Aim: Return the lines that follow, exactly as they appear, from the first through the one containing "const [active] = useState(true)"; no pictures are to be included.

Supplied information:

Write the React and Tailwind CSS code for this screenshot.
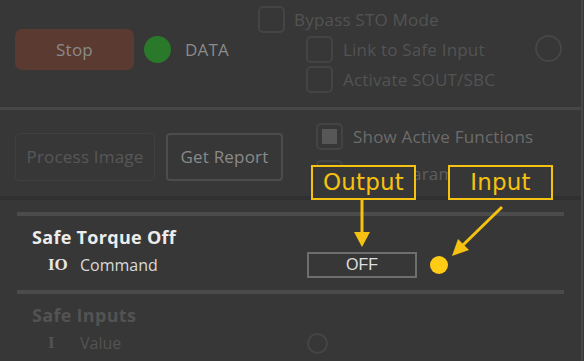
import { useState } from 'react'

function Checkbox({ checked = false, className = '' }) {
  return (
    <div className={`w-[27px] h-[27px] rounded-[5px] border-2 border-[#444444] flex items-center justify-center shrink-0 ${className}`}>
      {checked && <div className="w-[15px] h-[15px] bg-[#575757]" />}
    </div>
  )
}

function Label({ text, className = '' }) {
  return (
    <div className={`absolute h-[35px] border-2 border-[#f5c211] bg-[#373737] flex items-center justify-center font-['DejaVu_Sans',sans-serif] text-[23px] text-[#f5c211] leading-none ${className}`}>
      {text}
    </div>
  )
}

export default function App() {
  const [active] = useState(true)

  return (
    <div className="relative w-[584px] h-[361px] overflow-hidden bg-[#373737] font-['Open_Sans',sans-serif] tracking-[0.2px]">
      <div className="w-[583px] h-full border-r-2 border-[#474747] flex flex-col">
        {/* Top controls */}
        <div className="h-[110px] shrink-0 border-b-[3px] border-[#474747] flex items-start">
          <div className="w-[258px] shrink-0 flex items-center pt-[29px] pl-[15px]">
            <button className="w-[119px] h-[41px] rounded-[7px] bg-[#5b3b31] text-[17px] text-[#8a8a8a]">
              Stop
            </button>
            <div className="ml-[10px] w-[27px] h-[27px] rounded-full bg-[#2a782a]" />
            <span className="ml-[14px] text-[17px] text-[#8a8a8a]">DATA</span>
          </div>
          <div className="pt-[6px] flex flex-col">
            <div className="flex items-center gap-[9px]">
              <Checkbox />
              <span className="text-[17px] leading-[24px] text-[#535353]">Bypass STO Mode</span>
            </div>
            <div className="pl-[48px] mt-[3px] flex flex-col gap-[3px]">
              <div className="flex items-center gap-[10px]">
                <Checkbox />
                <span className="text-[17px] leading-[24px] text-[#535353]">Link to Safe Input</span>
              </div>
              <div className="flex items-center gap-[10px]">
                <Checkbox />
                <span className="text-[17px] leading-[24px] text-[#535353]">Activate SOUT/SBC</span>
              </div>
            </div>
          </div>
          <div className="ml-auto mr-[19px] mt-[35px] w-[27px] h-[27px] rounded-full border-2 border-[#464646]" />
        </div>

        {/* Secondary controls */}
        <div className="h-[90px] shrink-0 border-b-4 border-[#303030] flex items-start">
          <div className="flex gap-[11px] pl-[15px] pt-[23px]">
            <button className="w-[140px] h-[48px] rounded-[4px] border border-[#3f3f3f] text-[17px] text-[#575757]">
              Process Image
            </button>
            <button className="w-[117px] h-[48px] rounded-[4px] border-2 border-[#4c4c4c] text-[17px] text-[#8a8a8a]">
              Get Report
            </button>
          </div>
          <div className="ml-[33px] pt-[13px] flex flex-col gap-[10px]">
            <div className="flex items-center gap-[10px]">
              <Checkbox checked={active} />
              <span className="text-[17px] leading-[24px] text-[#6c6c6c]">Show Active Functions</span>
            </div>
            <div className="flex items-center gap-[10px]">
              <Checkbox />
              <span className="text-[17px] leading-[24px] text-[#5e5e5e]">Show Parameters</span>
            </div>
          </div>
        </div>

        {/* Signals */}
        <div className="flex-1 pt-[12px] tracking-normal">
          <div className="mx-[17px] h-[4px] bg-[#4b4b4b]" />
          <div className="pl-[32px] mt-[10px] h-[22px] leading-[22px] text-[18px] font-bold text-[#ececec] tracking-[0.3px]">
            Safe Torque Off
          </div>
          <div className="mt-[4px] h-[26px] flex items-center">
            <span className="pl-[48px] w-[80px] font-['Liberation_Serif',serif] font-bold text-[17px] text-[#e6e6e6]">IO</span>
            <span className="w-[227px] text-[16px] text-[#dadada]">Command</span>
            <div className="w-[110px] h-[26px] border-2 border-[#6e6e6e] flex items-center justify-center font-['Liberation_Sans',sans-serif] text-[16px] text-[#dedede]">
              OFF
            </div>
            <div className="ml-[13px] w-[18px] h-[18px] rounded-full bg-[#ffcb14]" />
          </div>
          <div className="mx-[17px] mt-[12px] h-[4px] bg-[#4b4b4b]" />
          <div className="pl-[32px] mt-[10px] h-[22px] leading-[22px] text-[18px] font-bold text-[#535353] tracking-[0.3px]">
            Safe Inputs
          </div>
          <div className="mt-[6px] h-[22px] flex items-center">
            <span className="pl-[48px] w-[80px] font-['Liberation_Serif',serif] font-bold text-[17px] text-[#535353]">I</span>
            <span className="w-[227px] text-[16px] text-[#535353]">Value</span>
            <div className="w-[21px] h-[21px] rounded-full border-2 border-[#454545]" />
          </div>
        </div>
      </div>

      {/* Annotations */}
      <Label text="Output" className="left-[311px] top-[165px] w-[105px]" />
      <Label text="Input" className="left-[448px] top-[165px] w-[105px]" />
      <svg className="absolute inset-0 pointer-events-none" width="584" height="361">
        <line x1="362" y1="200" x2="362" y2="236" stroke="#f5c211" strokeWidth="3" />
        <polygon points="354,232 370,232 362,247" fill="#f5c211" />
        <line x1="502" y1="207" x2="462" y2="246" stroke="#f5c211" strokeWidth="3" />
        <polygon points="452,256 458,239 469,250" fill="#f5c211" />
      </svg>
    </div>
  )
}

Answer to this task:
Write the React and Tailwind CSS code for this screenshot.
import { useState } from 'react'

function Checkbox({ checked = false, className = '' }) {
  return (
    <div className={`w-[27px] h-[27px] rounded-[5px] border-2 border-[#444444] flex items-center justify-center shrink-0 ${className}`}>
      {checked && <div className="w-[15px] h-[15px] bg-[#575757]" />}
    </div>
  )
}

function Label({ text, className = '' }) {
  return (
    <div className={`absolute h-[35px] border-2 border-[#f5c211] bg-[#373737] flex items-center justify-center font-['DejaVu_Sans',sans-serif] text-[23px] text-[#f5c211] leading-none ${className}`}>
      {text}
    </div>
  )
}

export default function App() {
  const [active] = useState(true)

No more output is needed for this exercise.